Três dos altos comandantes das Farc foram mortos, e Malcolm Deas diz que agora
as Farc estão negociando "por uma fatia da ação política".
Tanja ressalta que
a representação política é "muito importante" para as Farc, assim
como garantias de que qualquer acordo obtido nas negociações de paz seja
totalmente implementado. Enquanto ela fala, é possível vislumbrar traços da
ex-professora: quando ela ri de suas dúvidas em inglês ou fala de longas
conversas telefônicas com sua família no país natal.
Ela escolheu um
visual muito feminino para a entrevista, distante das roupas militares que
costuma vestir. Dezenas de milhares de pessoas foram mortas e milhões
desalojadas no longo conflito colombiano. Tanja não demonstra arrependimento
por seu papel no conflito. "Há vítimas depois de mais de 48 anos de
guerra. É por isso que estamos falando de paz agora", diz.
Talvez essa rigidez
tenha nascido da necessidade.
Em 2007, seu diário
foi descoberto por soldados colombianos em um ataque a um campo rebelde, e
trechos divulgados zombavam dos privilégios garantidos aos líderes das Farc e
questionavam sua decisão de se unir à insurgência. No entanto, a guerrilheira
holandesa disse mais tarde que suas declarações foram distorcidas.
Fervor
Cinco anos depois,
ela fala da vida de militante em termos elogiosos e diz que se "realizou
como mulher". "Nas Farc não há debate, se você quer sobreviver, você
entra na linha e segues as ordens", diz Deas.
Ele sugere que, depois de tanto tempo na selva, Tanja "convenceu a
si mesma de que ( as Farc ) são
"adoráveis" e de que ela "estava certa". Tanja claramente
não está acostumada a ter suas opiniões questionadas. Ela se inquieta diante do
termo "terrorista", e diz que concordou com uma entrevista – não com
um julgamento.
Seu fervor mostra
como as negociações de paz serão complexas.
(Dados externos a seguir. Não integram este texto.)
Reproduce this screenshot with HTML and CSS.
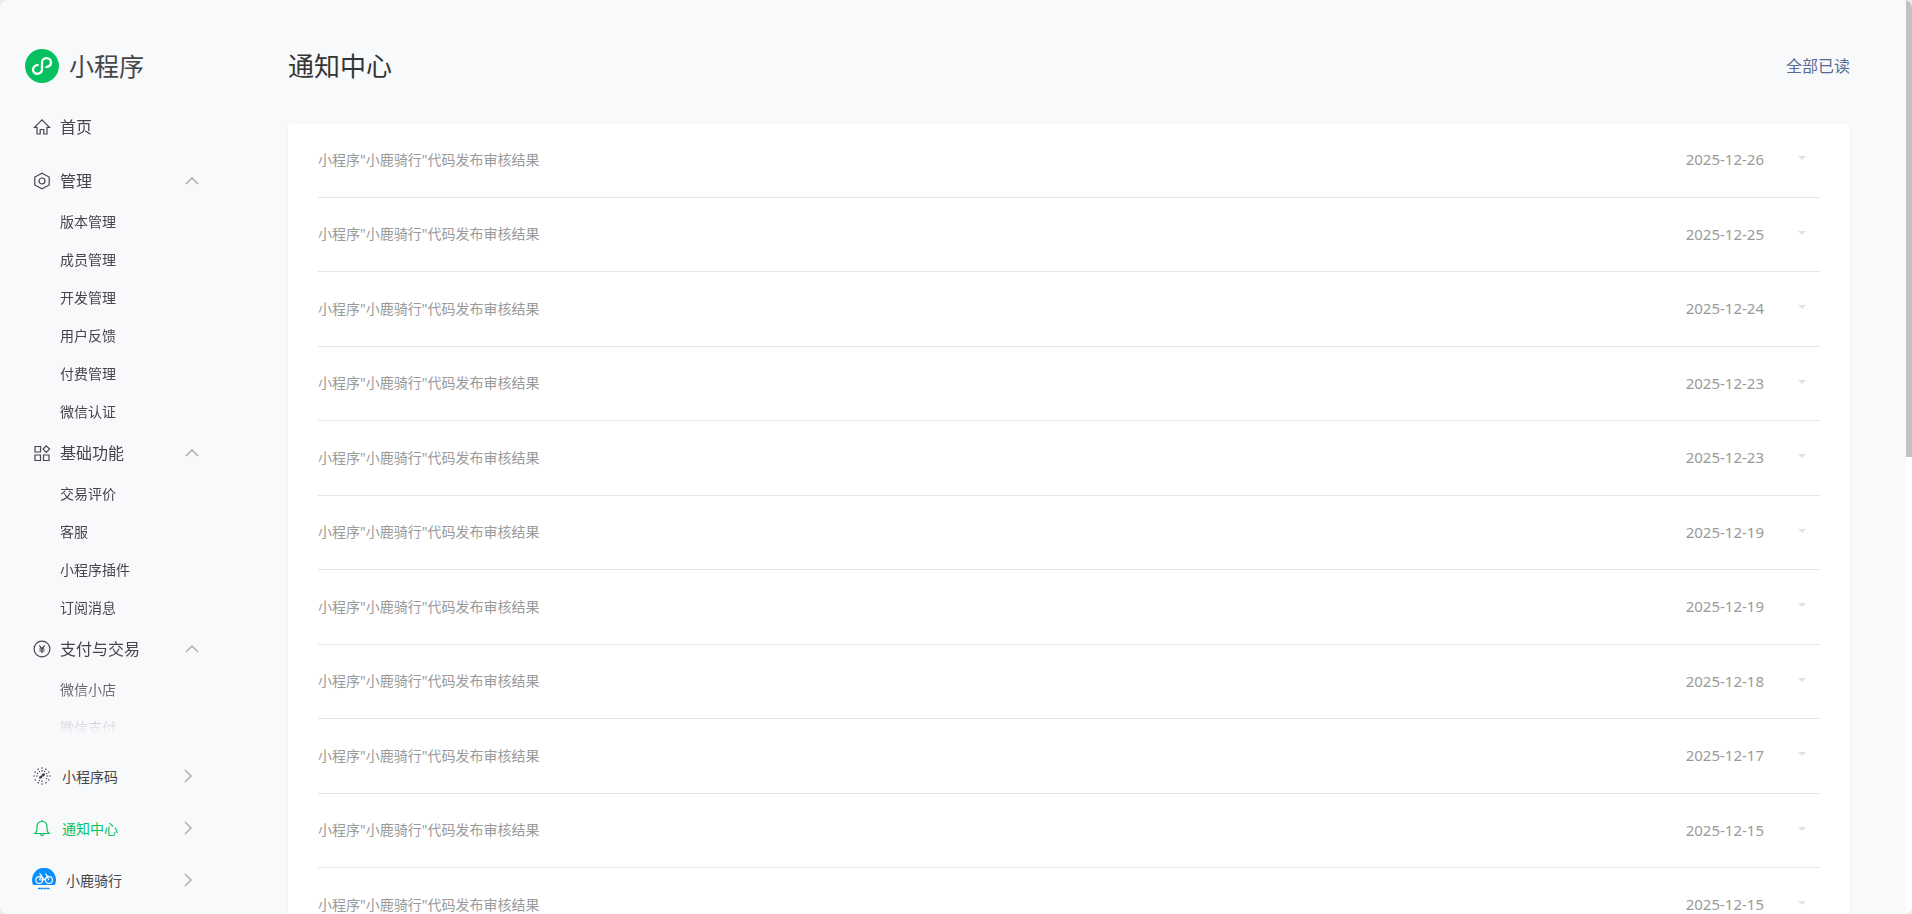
FILE: index.html
```
<!DOCTYPE html>
<html lang="zh-CN">
<head>
	<meta charset="utf-8">
	<title>小程序</title>
	<link rel="stylesheet" href="styles.css">
</head>
<body>
<div class="window">
	<aside class="side">
		<a class="logo" href="#">
			<svg width="34" height="34" viewBox="0 0 34 34" fill="none"><circle cx="17" cy="17" r="17" fill="#07c160"/><path d="M12.6 16C9.8 16.6 8 18.3 8 20.6C8 23 10 24.8 12.4 24.8C14.9 24.8 17 23 17 20.6V13.4C17 11 19.1 9.2 21.6 9.2C24 9.2 26 11 26 13.4C26 15.7 24.2 17.4 21.4 18" stroke="#fff" stroke-width="2.3" stroke-linecap="round"/></svg>
			<span>小程序</span>
		</a>
		<nav class="menu">
			<a class="head home" href="#">
				<svg width="18" height="18" viewBox="0 0 18 18" class="ico"><path d="M1.5 9.3L9 1.8L16.5 9.3H14V16H10.8V11.5H7.2V16H4V9.3Z"/></svg>
				首页
			</a>
			<button class="head">
				<svg width="18" height="18" viewBox="0 0 18 18" class="ico"><path d="M9 1.2L16.2 5V13L9 16.8L1.8 13V5Z"/><circle cx="9" cy="9" r="3"/></svg>
				管理
				<svg width="14" height="8" viewBox="0 0 14 8" class="up"><path d="M1 7L7 1L13 7"/></svg>
			</button>
			<ul>
				<li><a href="#">版本管理</a></li>
				<li><a href="#">成员管理</a></li>
				<li><a href="#">开发管理</a></li>
				<li><a href="#">用户反馈</a></li>
				<li><a href="#">付费管理</a></li>
				<li><a href="#">微信认证</a></li>
			</ul>
			<button class="head">
				<svg width="18" height="18" viewBox="0 0 18 18" class="ico"><path d="M2 2.5H7.5V8H2ZM2 11H7.5V16.5H2ZM10.5 11H16V16.5H10.5ZM13.3 1.8L16.6 5.1L13.3 8.4L10 5.1Z"/></svg>
				基础功能
				<svg width="14" height="8" viewBox="0 0 14 8" class="up"><path d="M1 7L7 1L13 7"/></svg>
			</button>
			<ul>
				<li><a href="#">交易评价</a></li>
				<li><a href="#">客服</a></li>
				<li><a href="#">小程序插件</a></li>
				<li><a href="#">订阅消息</a></li>
			</ul>
			<button class="head">
				<svg width="18" height="18" viewBox="0 0 18 18" class="ico"><circle cx="9" cy="9" r="7.9"/><path d="M6.3 5.5L9 8.7L11.7 5.5M9 8.7V13M6.3 9H11.7M6.3 11H11.7"/></svg>
				支付与交易
				<svg width="14" height="8" viewBox="0 0 14 8" class="up"><path d="M1 7L7 1L13 7"/></svg>
			</button>
			<ul>
				<li><a href="#">微信小店</a></li>
				<li><a href="#">微信支付</a></li>
			</ul>
		</nav>
		<div class="foot">
			<a href="#">
				<svg width="18" height="18" viewBox="0 0 18 18" class="ico"><path d="M9 .3V1.8M9 3V4.5M9 13.5V15M9 16.2V17.7M.3 9H1.8M3 9H4.5M13.5 9H15M16.2 9H17.7M4.8 1.6L5.5 2.9M6.2 4L6.7 5M13.2 1.6L12.5 2.9M11.8 4L11.3 5M1.6 4.8L2.9 5.5M4 6.2L5 6.7M16.4 4.8L15.1 5.5M14 6.2L13 6.7M1.6 13.2L2.9 12.5M16.4 13.2L15.1 12.5M14 11.8L13 11.3M4.8 16.4L5.5 15.1M6.2 14L6.7 13M13.2 16.4L12.5 15.1"/><path d="M7.6 11.4C6 10.9 6.9 9.4 8.2 9.4M8 11.3L10 6.8M10.4 6.8C12 7.2 11.1 8.7 9.8 8.7" stroke-width="1.4"/></svg>
				小程序码
				<svg width="8" height="14" viewBox="0 0 8 14" class="right"><path d="M1 1L7 7L1 13"/></svg>
			</a>
			<a href="#" class="on">
				<svg width="18" height="18" viewBox="0 0 18 18" class="ico"><path d="M2 14.5C3.5 13.3 4 12 4 9.8V7.8C4 4.6 6 2.5 9 2.5S14 4.6 14 7.8V9.8C14 12 14.5 13.3 16 14.5ZM9 1V2.5M7.3 14.7C7.5 17.2 10.5 17.2 10.7 14.7"/></svg>
				通知中心
				<svg width="8" height="14" viewBox="0 0 8 14" class="right"><path d="M1 1L7 7L1 13"/></svg>
			</a>
			<a href="#" class="user">
				<svg width="24" height="24" viewBox="0 0 24 24" fill="none"><circle cx="12" cy="12" r="12" fill="#fff"/><path d="M1.2 17A12 12 0 1 1 22.8 17Z" fill="#0a8fff"/><g stroke="#fff" stroke-width="1.1"><circle cx="7.3" cy="12" r="3.4"/><circle cx="17" cy="12" r="3.4"/><path d="M7.3 12L9.5 7.5L12 12L16 7.5M9.5 7.5L7.5 5.5M12 12H7.3M17 12L13.5 5.5"/></g><path d="M6 20.5H18" stroke="#0a8fff" stroke-width="1.6" stroke-dasharray="2.5 .3"/></svg>
				小鹿骑行
				<svg width="8" height="14" viewBox="0 0 8 14" class="right"><path d="M1 1L7 7L1 13"/></svg>
			</a>
		</div>
	</aside>
	<main class="main">
		<header>
			<h1>通知中心</h1>
			<a href="#">全部已读</a>
		</header>
		<ul class="list">
			<li><span>小程序"小鹿骑行"代码发布审核结果</span><time>2025-12-26</time><i class="arrow"></i></li>
			<li><span>小程序"小鹿骑行"代码发布审核结果</span><time>2025-12-25</time><i class="arrow"></i></li>
			<li><span>小程序"小鹿骑行"代码发布审核结果</span><time>2025-12-24</time><i class="arrow"></i></li>
			<li><span>小程序"小鹿骑行"代码发布审核结果</span><time>2025-12-23</time><i class="arrow"></i></li>
			<li><span>小程序"小鹿骑行"代码发布审核结果</span><time>2025-12-23</time><i class="arrow"></i></li>
			<li><span>小程序"小鹿骑行"代码发布审核结果</span><time>2025-12-19</time><i class="arrow"></i></li>
			<li><span>小程序"小鹿骑行"代码发布审核结果</span><time>2025-12-19</time><i class="arrow"></i></li>
			<li><span>小程序"小鹿骑行"代码发布审核结果</span><time>2025-12-18</time><i class="arrow"></i></li>
			<li><span>小程序"小鹿骑行"代码发布审核结果</span><time>2025-12-17</time><i class="arrow"></i></li>
			<li><span>小程序"小鹿骑行"代码发布审核结果</span><time>2025-12-15</time><i class="arrow"></i></li>
			<li><span>小程序"小鹿骑行"代码发布审核结果</span><time>2025-12-15</time><i class="arrow"></i></li>
		</ul>
	</main>
	<div class="scroll"><div class="thumb"></div></div>
</div>
</body>
</html>
```
FILE: styles.css
```
* {
	box-sizing: border-box;
}
body {
	margin: 0;
	background: #e9eaec;
	color: #45464a;
	font-family: "Noto Sans", "Noto Sans CJK SC", sans-serif;
	font-size: 14px;
	line-height: 1.5;
}
ul {
	list-style: none;
	margin: 0;
	padding: 0;
}
a {
	color: inherit;
	text-decoration: none;
}
.window {
	display: flex;
	height: 100vh;
	overflow: hidden;
	border-radius: 8px;
	background: #f8f9fb;
}

/* sidebar */
.side {
	display: flex;
	flex-direction: column;
	flex: none;
	width: 232px;
	padding-bottom: 8px;
}
.logo {
	display: flex;
	align-items: center;
	gap: 10px;
	height: 34px;
	margin: 49px 0 22px 25px;
	font-size: 25px;
	line-height: 32px;
}
.menu {
	flex: 1;
	min-height: 0;
	overflow: hidden;
	-webkit-mask-image: linear-gradient(to top, transparent, #000 56px);
	mask-image: linear-gradient(to top, transparent, #000 56px);
}
.head {
	display: flex;
	align-items: center;
	gap: 9px;
	width: 100%;
	height: 44px;
	padding: 0 33px;
	border: 0;
	background: none;
	color: inherit;
	font: inherit;
	font-size: 16px;
	cursor: pointer;
}
.home {
	margin-bottom: 10px;
}
.menu li a {
	display: block;
	padding-left: 60px;
	line-height: 38px;
}
.ico {
	flex: none;
	fill: none;
	stroke: currentColor;
	stroke-width: 1.2;
}
.up,
.right {
	flex: none;
	margin-left: auto;
	fill: none;
	stroke: #b2b3b5;
	stroke-width: 1.6;
}
.foot {
	margin-top: 16px;
}
.foot a {
	display: flex;
	align-items: center;
	gap: 11px;
	height: 52px;
	padding: 0 40px 0 33px;
}
.foot .on {
	color: #07c160;
}
.foot .user {
	gap: 10px;
	padding-left: 32px;
}

/* notices */
.main {
	flex: 1;
	padding: 0 56px;
}
header {
	display: flex;
	align-items: center;
	justify-content: space-between;
	height: 124px;
	padding-top: 8px;
}
h1 {
	margin: 0;
	color: #353535;
	font-size: 26px;
	font-weight: 400;
}
header a {
	color: #576b95;
	font-size: 16px;
}
.list {
	padding: 0 30px;
	border-radius: 4px;
	background: #fff;
	box-shadow: 0 1px 2px rgba(0, 0, 0, 0.1);
}
.list li {
	display: flex;
	align-items: center;
	padding: 25px 14px 26px 0;
	border-bottom: 1px solid #e4e5e7;
	color: #9a9a9a;
}
.list li:first-child {
	padding-top: 24px;
}
time {
	margin-left: auto;
	font-size: 15px;
}
.arrow {
	margin: 0 0 2px 34px;
	border: 4px solid transparent;
	border-top-color: #e1e2e6;
	border-bottom: 0;
}

.scroll {
	flex: none;
	width: 6px;
	background: #fff;
}
.thumb {
	height: 50%;
	background: #c1c1c1;
}
```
Mas para todos os militantes, elas
são a única saída da selva possível neste momento. "Eu iria à Holanda, mas
somente por algumas semanas", diz Tanja sobre seus planos caso a paz seja
alcançada algum dia.
Mas logo ela quer estar de volta à
Colômbia, com as Farc. "Nós poderíamos continuar como um movimento
político", diz ela, sobre o futuro do grupo. "Nós poderíamos começar
a lutar por nossas ideias sem rifles."